# START OF Data section

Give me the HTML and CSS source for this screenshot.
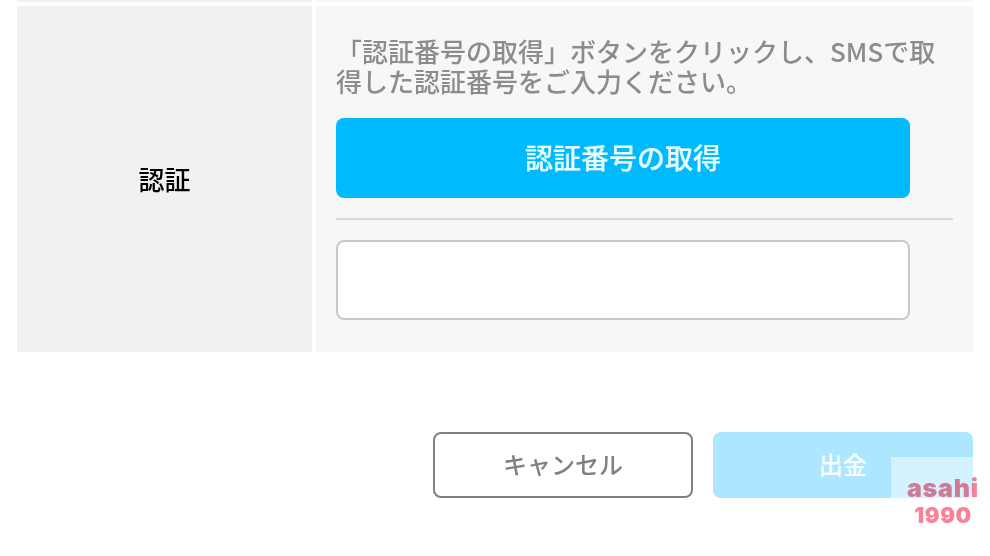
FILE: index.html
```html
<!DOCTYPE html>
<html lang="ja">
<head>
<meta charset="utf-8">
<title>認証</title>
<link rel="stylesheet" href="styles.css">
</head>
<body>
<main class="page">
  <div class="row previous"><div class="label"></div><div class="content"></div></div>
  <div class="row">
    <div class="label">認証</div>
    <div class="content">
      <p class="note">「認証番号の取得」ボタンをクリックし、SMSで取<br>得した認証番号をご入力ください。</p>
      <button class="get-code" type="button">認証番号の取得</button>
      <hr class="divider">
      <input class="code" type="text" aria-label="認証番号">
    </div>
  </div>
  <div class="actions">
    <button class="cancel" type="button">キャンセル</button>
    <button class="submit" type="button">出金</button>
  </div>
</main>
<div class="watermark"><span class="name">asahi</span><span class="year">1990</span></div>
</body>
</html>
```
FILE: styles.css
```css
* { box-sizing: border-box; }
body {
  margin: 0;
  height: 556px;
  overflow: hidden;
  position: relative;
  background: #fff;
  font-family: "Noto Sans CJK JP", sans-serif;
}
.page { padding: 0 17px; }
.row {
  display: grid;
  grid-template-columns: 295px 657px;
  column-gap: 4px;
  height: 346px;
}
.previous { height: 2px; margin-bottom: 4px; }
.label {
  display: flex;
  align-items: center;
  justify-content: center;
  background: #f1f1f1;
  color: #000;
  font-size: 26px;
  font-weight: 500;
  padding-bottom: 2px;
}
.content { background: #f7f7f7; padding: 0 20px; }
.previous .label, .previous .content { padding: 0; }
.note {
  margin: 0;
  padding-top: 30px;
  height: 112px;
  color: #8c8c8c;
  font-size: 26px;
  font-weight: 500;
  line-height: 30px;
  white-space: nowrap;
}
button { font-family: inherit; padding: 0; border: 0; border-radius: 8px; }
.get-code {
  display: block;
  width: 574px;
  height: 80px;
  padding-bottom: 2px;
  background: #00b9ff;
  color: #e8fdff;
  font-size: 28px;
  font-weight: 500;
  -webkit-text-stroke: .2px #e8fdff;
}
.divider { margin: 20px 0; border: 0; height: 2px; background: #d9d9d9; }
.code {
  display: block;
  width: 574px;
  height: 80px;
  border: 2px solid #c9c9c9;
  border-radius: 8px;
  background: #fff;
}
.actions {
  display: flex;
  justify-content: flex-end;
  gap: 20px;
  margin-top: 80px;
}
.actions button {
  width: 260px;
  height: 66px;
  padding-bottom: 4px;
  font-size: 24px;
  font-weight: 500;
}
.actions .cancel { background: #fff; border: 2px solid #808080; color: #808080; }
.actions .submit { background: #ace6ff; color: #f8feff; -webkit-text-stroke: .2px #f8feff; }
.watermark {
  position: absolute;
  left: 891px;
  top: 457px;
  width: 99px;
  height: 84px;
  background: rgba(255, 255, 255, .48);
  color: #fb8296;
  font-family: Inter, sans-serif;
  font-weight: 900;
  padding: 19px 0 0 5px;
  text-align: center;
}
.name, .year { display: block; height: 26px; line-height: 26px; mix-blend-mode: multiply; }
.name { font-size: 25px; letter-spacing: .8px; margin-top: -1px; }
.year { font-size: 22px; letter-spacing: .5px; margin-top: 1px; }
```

# END OF Data section

> [Objective]:
Write out the whole listing again, exactly, with no pictures.

> [Solution for this task]:
Give me the HTML and CSS source for this screenshot.
FILE: index.html
```html
<!DOCTYPE html>
<html lang="ja">
<head>
<meta charset="utf-8">
<title>認証</title>
<link rel="stylesheet" href="styles.css">
</head>
<body>
<main class="page">
  <div class="row previous"><div class="label"></div><div class="content"></div></div>
  <div class="row">
    <div class="label">認証</div>
    <div class="content">
      <p class="note">「認証番号の取得」ボタンをクリックし、SMSで取<br>得した認証番号をご入力ください。</p>
      <button class="get-code" type="button">認証番号の取得</button>
      <hr class="divider">
      <input class="code" type="text" aria-label="認証番号">
    </div>
  </div>
  <div class="actions">
    <button class="cancel" type="button">キャンセル</button>
    <button class="submit" type="button">出金</button>
  </div>
</main>
<div class="watermark"><span class="name">asahi</span><span class="year">1990</span></div>
</body>
</html>
```
FILE: styles.css
```css
* { box-sizing: border-box; }
body {
  margin: 0;
  height: 556px;
  overflow: hidden;
  position: relative;
  background: #fff;
  font-family: "Noto Sans CJK JP", sans-serif;
}
.page { padding: 0 17px; }
.row {
  display: grid;
  grid-template-columns: 295px 657px;
  column-gap: 4px;
  height: 346px;
}
.previous { height: 2px; margin-bottom: 4px; }
.label {
  display: flex;
  align-items: center;
  justify-content: center;
  background: #f1f1f1;
  color: #000;
  font-size: 26px;
  font-weight: 500;
  padding-bottom: 2px;
}
.content { background: #f7f7f7; padding: 0 20px; }
.previous .label, .previous .content { padding: 0; }
.note {
  margin: 0;
  padding-top: 30px;
  height: 112px;
  color: #8c8c8c;
  font-size: 26px;
  font-weight: 500;
  line-height: 30px;
  white-space: nowrap;
}
button { font-family: inherit; padding: 0; border: 0; border-radius: 8px; }
.get-code {
  display: block;
  width: 574px;
  height: 80px;
  padding-bottom: 2px;
  background: #00b9ff;
  color: #e8fdff;
  font-size: 28px;
  font-weight: 500;
  -webkit-text-stroke: .2px #e8fdff;
}
.divider { margin: 20px 0; border: 0; height: 2px; background: #d9d9d9; }
.code {
  display: block;
  width: 574px;
  height: 80px;
  border: 2px solid #c9c9c9;
  border-radius: 8px;
  background: #fff;
}
.actions {
  display: flex;
  justify-content: flex-end;
  gap: 20px;
  margin-top: 80px;
}
.actions button {
  width: 260px;
  height: 66px;
  padding-bottom: 4px;
  font-size: 24px;
  font-weight: 500;
}
.actions .cancel { background: #fff; border: 2px solid #808080; color: #808080; }
.actions .submit { background: #ace6ff; color: #f8feff; -webkit-text-stroke: .2px #f8feff; }
.watermark {
  position: absolute;
  left: 891px;
  top: 457px;
  width: 99px;
  height: 84px;
  background: rgba(255, 255, 255, .48);
  color: #fb8296;
  font-family: Inter, sans-serif;
  font-weight: 900;
  padding: 19px 0 0 5px;
  text-align: center;
}
.name, .year { display: block; height: 26px; line-height: 26px; mix-blend-mode: multiply; }
.name { font-size: 25px; letter-spacing: .8px; margin-top: -1px; }
.year { font-size: 22px; letter-spacing: .5px; margin-top: 1px; }
```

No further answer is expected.